If you can't say, "Hell, yes!" try "Hell, no!"
And I started thinking.
“Oh, I could help with that. I could help draft language and help meet with the
city leaders and help formulate a workable plan with these other good folks
willing to step forward. I care about this; my neighbors and my mom have great
boulevards and they’re worth preserving. Besides, my philosophy is that more
plants are better.”
All of which is
completely true. But recently, I’ve been trying something new when I’m about to
plunge into another commitment. I’ve been using this handy new phrase that a
friend of mine told me about and that I’ve adopted. It’s a great decider.
It goes like this: If
your answer isn’t “Hell, yes!” then it has
to be “Hell, no!”
This clever, simple
little phrase is transforming my thinking about how I do things. Of course
there are a million things that are worth doing. But I can’t do everything I
want to do so I’ve got to pick the ones that matter most.
I won’t be working on the
boulevard work. Even though it is important. Even though I believe in it. Even
if my mom’s boulevard has to change.
Alas, I have to
constantly remind myself of the finite number of hours and limits of energy in
a single day. Does anyone else have to do this so regularly? And in a moment
when I’m about to jump in with an email, or a phone call, or when I’m asked to
do something, I can do a gut check: Is this a “Hell, yes!”? Because there are plenty of those.
This is one of the
reasons that organizations benefit from strategic planning: you lay out all the
millions of things that you want to do, and then you start the difficult work
of finding the themes and coming up with just a few key, overriding plans or
strategies. Everything you do day-to-day fits under the category of one of the
strategic planning points.
Most of us regular people
can benefit from going through the same kind of planning. It’s so easy to get
pulled into work and fun and thinking and doing that doesn’t really support our
reasons for being here. And if we’re doing work other than our own most
important work, our own most important work doesn’t get done.
Because no matter how
good you are at juggling and making the best of every moment, there are some
realities that we all live within: there remain 24 hours in a day. The days quickly
pass into weeks, months, years, and then, a life lived. We get a short time here
together to do some things. I want to make my time count every single day.
For me, that means loving
my kids and giving them the best support I can, loving my friends and family
and people I meet, and helping connect people to themselves and to better ways
to live. Everything I do falls under these few ideas.

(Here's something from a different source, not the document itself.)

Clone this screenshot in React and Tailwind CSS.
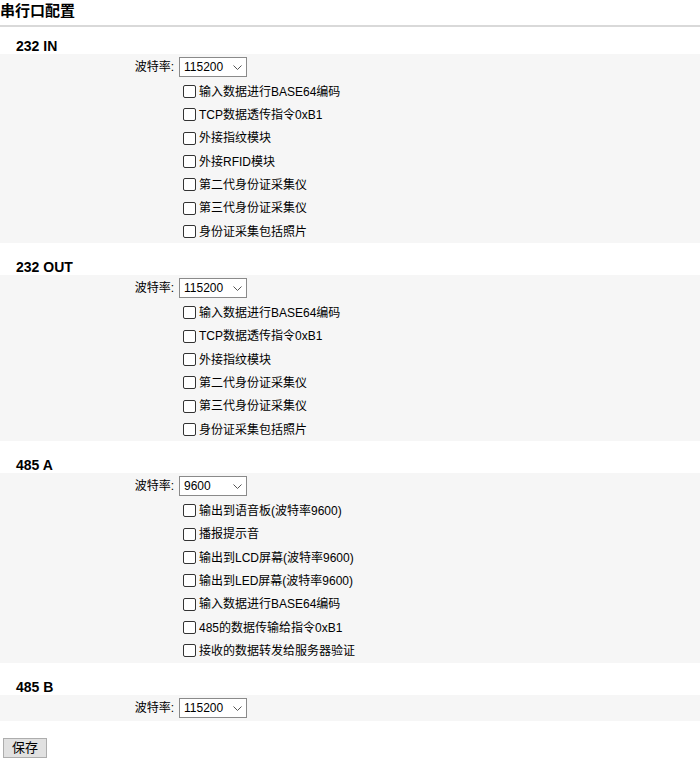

My key ideas are broad
and can encompass everything from working to change the food system, to working
to alleviate poverty and internal family strife, to helping families grieve
death well, to making pizza and ice-cream sundaes on a Friday night. All in a
day’s work.
There will be, for me and
people like me, always more that pulls me than I can actually do. So I’ll pause
before I react with a simple “yes.” Gotta make sure it’s a “Hell, yes!”